To kick the curse of the all-rounder, stick to what you know
The other day, for my 30th birthday, I was given a book entitled Life Worth Living. It is the autobiography of C B Fry, variously described as the "best-looking man in England" and "the greatest sportsman of all time". To judge from photos, the first claim was an exaggeration, but Fry was undoubtedly a great sportsman. Most famous as a cricketer (he played with an ageing W G Grace and captained his country without losing), he also played for England at soccer and once broke the world long-jump record. At Oxford, he won 12 Blues and captained the university at cricket, football and athletics; his nickname there was "Almighty".
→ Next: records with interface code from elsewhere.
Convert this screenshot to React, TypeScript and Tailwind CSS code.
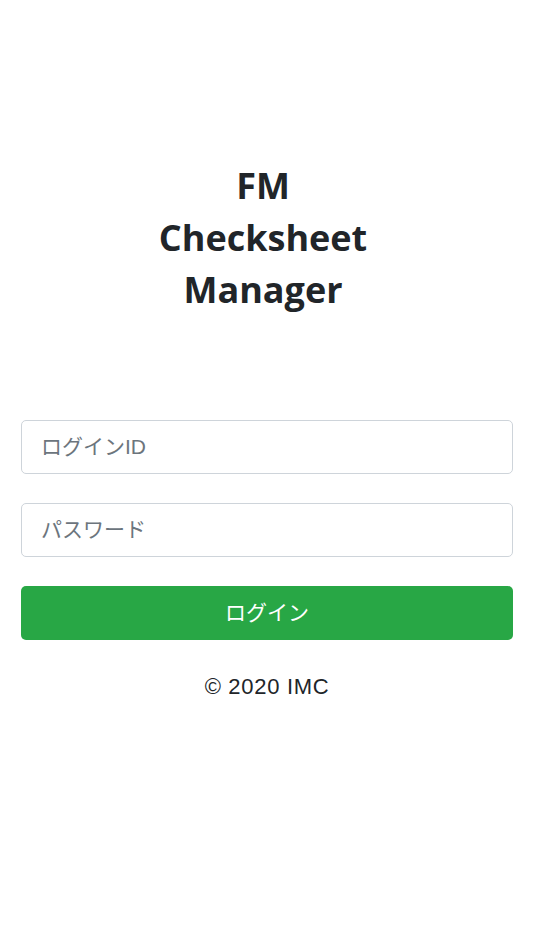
import React from "react";

export default function App() {
  return (
    <div className="min-h-[950px] w-full bg-white px-[21px] pt-[160px]" style={{ fontFamily: '"Liberation Sans", "Noto Sans CJK JP", sans-serif' }}>
      <h1 className="pr-[8px] text-center text-[36px] font-bold leading-[52px] text-[#212529]" style={{ fontFamily: '"Open Sans", sans-serif' }}>
        FM
        <br />
        Checksheet
        <br />
        Manager
      </h1>
      <div className="mt-[104px] flex flex-col gap-[29px]">
        <input
          className="h-[54px] w-full rounded-[5px] border border-[#ced4da] px-[19px] text-[21px] text-[#495057] placeholder:text-[#6c757d] outline-none"
          placeholder="ログインID"
        />
        <input
          type="password"
          className="h-[54px] w-full rounded-[5px] border border-[#ced4da] px-[19px] text-[21px] text-[#495057] placeholder:text-[#6c757d] outline-none"
          placeholder="パスワード"
        />
        <button className="h-[54px] w-full rounded-[5px] bg-[#28a745] text-[21px] text-white">ログイン</button>
      </div>
      <p className="mt-[32px] text-center text-[22px] leading-[30px] tracking-[0.7px] text-[#212529]">© 2020 IMC</p>
    </div>
  );
}
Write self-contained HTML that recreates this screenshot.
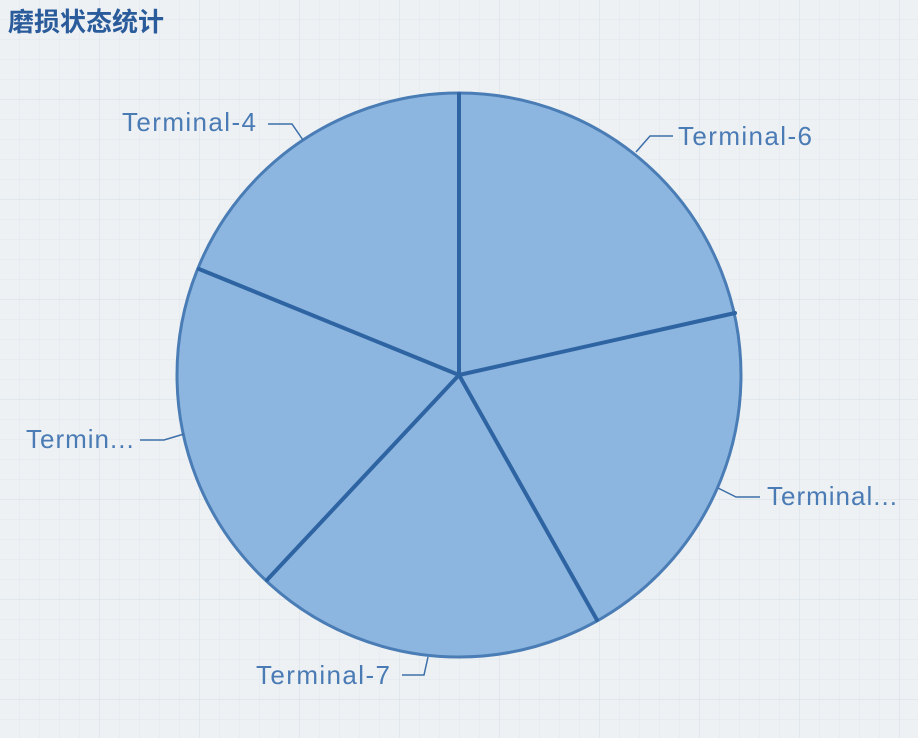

Fry's autobiography was in many ways the perfect present: he was my kind of sportsman. Like him, I am an all-rounder - someone good at a number of games. Except that Fry was not merely good at the games he played: he was prodigiously talented at all of them. In my case "good" just about gets the measure of it; another word might be "promising". All my life, I have been "good at games"; many a coach has said I showed promise (and, less often, described me as "talented"). So I have known what it feels like to be better than most; but also, and rather more often, what it feels like to be not quite good enough.
The first sport I was not quite good enough at was tennis. I started playing the short version (indoors, with plastic rackets and sponge balls) when I was seven. A couple of years later, I reached the apogee of my career: the final of the Middlesex Under-10s Short Tennis Championship. My nerve-racked parents watched me lose in five sets (or, rather, five games, because short tennis is scored like squash) to a boy with a fiercely top-spun forehand and one leg slightly shorter than the other. I accepted the trophy for the runner-up with tears in my eyes. Taking up proper tennis soon afterwards, I achieved a few modest successes: the quarter-finals of the Paddington Open Under-12s; the third round of something called the Sport Goofy Trophy. I even represented Sussex (where we moved when I was ten) a couple of times.
But by now I was becoming more interested in cricket. I played for our local village team - Glynde - and became known as a solid, technically correct open batsman. (In village cricket, the ability to play the forward defensive shot is enough to earn you a reputation as a technician.) The phrase "golden summer" is often applied to cricketers - think Ian Botham in 1981 or Andrew Flintoff last year. My own golden summer came in 1989, the year I captained Glynde Under-14s. We played 20-over matches: this meant that if you were an opener, it wasn't especially hard to stay in the whole innings. That season, I stayed in the whole innings a lot - in all but one of our matches. I finished with the improbably high average of 523 (one I like to think has not been bettered in the annals of Glynde Cricket Club). So complete was my dominance that it became a source of friction. Other parents would sidle up to my proudly watching mother and grumble that because of my extended vigils at the crease "Johnny isn't getting a chance".
Not surprisingly, I never scaled such heights again. The rest of my sporting career has been one long anticlimax, as I've proved not quite good enough, first as a goalie (too inconsistent) and then at squash (fitness always a problem). These days I tend to stick to the games I know, and play people slightly worse than me. That way, in my own mind at least, I can still be a bit like C B Fry.